The old-fashioned email campaign remains the top producer of sales prospects for dealerships, even as digital marketing becomes increasingly sophisticated.
Easy to use and relatively inexpensive, email yields about 39 percent of dealership leads, said Larry Bruce, a vice president at Naked Lime, a marketing and website unit of software giant Reynolds and Reynolds.
Naked Lime says emails fetch more than three times as many leads as direct mail (12 percent), paid search (11 percent) and organic search (9 percent). Traditional media, such as TV and radio, account for 4 percent and social media 2 percent.
Promotional emails offer advantages over other marketing channels, not least of which is cost, said Joel Hawley, sales and marketing manager of Two Rivers Ford near Nashville.

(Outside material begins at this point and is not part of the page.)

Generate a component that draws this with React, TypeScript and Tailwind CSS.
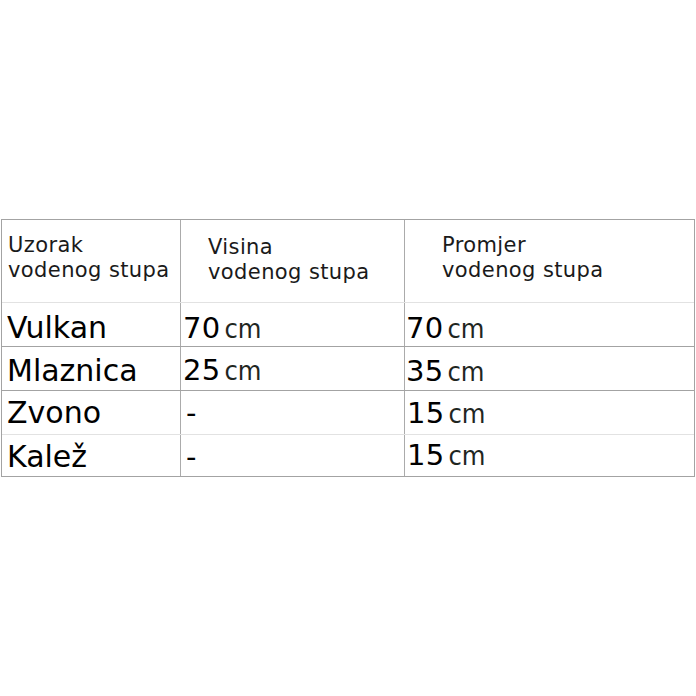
import React from "react";

const font = { fontFamily: '"DejaVu Sans", Verdana, sans-serif' };

function Val({ n, pt }: { n: string; pt: string }) {
  return (
    <div className={`${pt} pl-[2px] text-[29px] leading-[34px] text-black whitespace-nowrap`}>
      <span className="tracking-[0.3px]">{n}</span>
      <span className="ml-[4px] text-[27px] text-[#1f261f] font-['DejaVu_Sans_Condensed','DejaVu_Sans',sans-serif] font-stretch-condensed">
        cm
      </span>
    </div>
  );
}

export default function App() {
  return (
    <div className="w-[696px] h-[696px] bg-white pt-[219px]" style={font}>
      <div className="ml-[1px] w-[694px] border border-[#a3a3a3]">
        {/* header */}
        <div className="grid grid-cols-[179px_224px_1fr] h-[83px] border-b border-[#e2e2e2] text-[21px] leading-[25px] tracking-[0.4px] text-[#1a1a1a]">
          <div className="border-r border-[#ababab] pt-[13px] pl-[6px]">
            <div>Uzorak</div>
            <div>vodenog stupa</div>
          </div>
          <div className="border-r border-[#ababab] pt-[15px] pl-[27px]">
            <div>Visina</div>
            <div>vodenog stupa</div>
          </div>
          <div className="pt-[13px] pl-[37px]">
            <div>Promjer</div>
            <div>vodenog stupa</div>
          </div>
        </div>
        {/* row 1 */}
        <div className="grid grid-cols-[179px_224px_1fr] h-[44px] border-b border-[#a3a3a3]">
          <div className="border-r border-[#ababab] pt-[8px] pl-[5px] text-[30px] leading-[34px]">Vulkan</div>
          <div className="border-r border-[#ababab]">
            <Val n="70" pt="pt-[8px]" />
          </div>
          <div className="-ml-[1px]">
            <Val n="70" pt="pt-[8px]" />
          </div>
        </div>
        {/* row 2 */}
        <div className="grid grid-cols-[179px_224px_1fr] h-[44px] border-b border-[#a3a3a3]">
          <div className="border-r border-[#ababab] pt-[7px] pl-[5px] text-[30px] leading-[34px]">Mlaznica</div>
          <div className="border-r border-[#ababab]">
            <Val n="25" pt="pt-[6px]" />
          </div>
          <div className="-ml-[1px]">
            <Val n="35" pt="pt-[7px]" />
          </div>
        </div>
        {/* row 3 */}
        <div className="grid grid-cols-[179px_224px_1fr] h-[44px] border-b border-[#e2e2e2]">
          <div className="border-r border-[#ababab] pt-[5px] pl-[5px] text-[30px] leading-[34px]">Zvono</div>
          <div className="border-r border-[#ababab] pt-[5px] pl-[5px] text-[29px] leading-[34px]">-</div>
          <div>
            <Val n="15" pt="pt-[5px]" />
          </div>
        </div>
        {/* row 4 */}
        <div className="grid grid-cols-[179px_224px_1fr] h-[41px]">
          <div className="border-r border-[#ababab] pt-[5px] pl-[5px] text-[30px] leading-[34px]">Kalež</div>
          <div className="border-r border-[#ababab] pt-[5px] pl-[5px] text-[29px] leading-[34px]">-</div>
          <div>
            <Val n="15" pt="pt-[3px]" />
          </div>
        </div>
      </div>
    </div>
  );
}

Email-driven leads account for about 30 percent of monthly vehicle sales at Two Rivers Ford, a family-owned, single-point store. That equates to 45 to 60 new and used vehicles per month at a marketing cost of about $5,000 per month. The cost includes some paid search and other digital advertising.
"That's what you used to spend for a two-page, weekend spread in the newspaper," Hawley said.
Besides being relatively cheap, emails can be narrowly targeted, Hawley said. For example, messages can be directed at customers with equity in their vehicles or those in need of service.
He said current customers typically get three to five emails a month from the dealership. The store has 19,758 email addresses.
Naked Lime's Bruce said email pitches come in two flavors: those to current customers and those to new shoppers.
Many dealerships use customer relationship management software to determine how best to communicate with current customers. But they'll often turn to outside vendors to chase new customers, Bruce said.
Successful campaigns have common traits. For starters, dealerships or their third-party vendors need good email addresses. If not, the messages might fail to land in such high numbers that email providers such as Gmail or Yahoo can flag them for spam.
Once good addresses are obtained, Bruce said succinct offers or coupons with a strong, direct headline are more likely to get the recipient to open the email.
Another tip: Any link embedded in the email should take the recipient to a specific landing page, not the dealership website.
"Be direct. Help the customer find what they want to find as quickly as possible," Bruce said.
Hawley said he likes email because it is easier to assess the effectiveness of a campaign compared with other forms of marketing.
Scott Harris, general manager of Bill Harris Dealerships in Ashland, Ohio, said email promotions have improved.
But he'd like to see vendors do better at following up with additional emails to recipients who want to be contacted. Retailers such as Nordstrom and Lowe's tend to be much quicker contacting prospects than auto retailers, he said.
Bill Harris has two stores, one with General Motors brands and the other with Fiat Chrysler brands. The group sells about 110 new and used vehicles per month.
Harris said the stores sell about 20 vehicles per month from email campaigns at a cost of $3,500.
"I believe we could double that if we followed up more effectively," he said.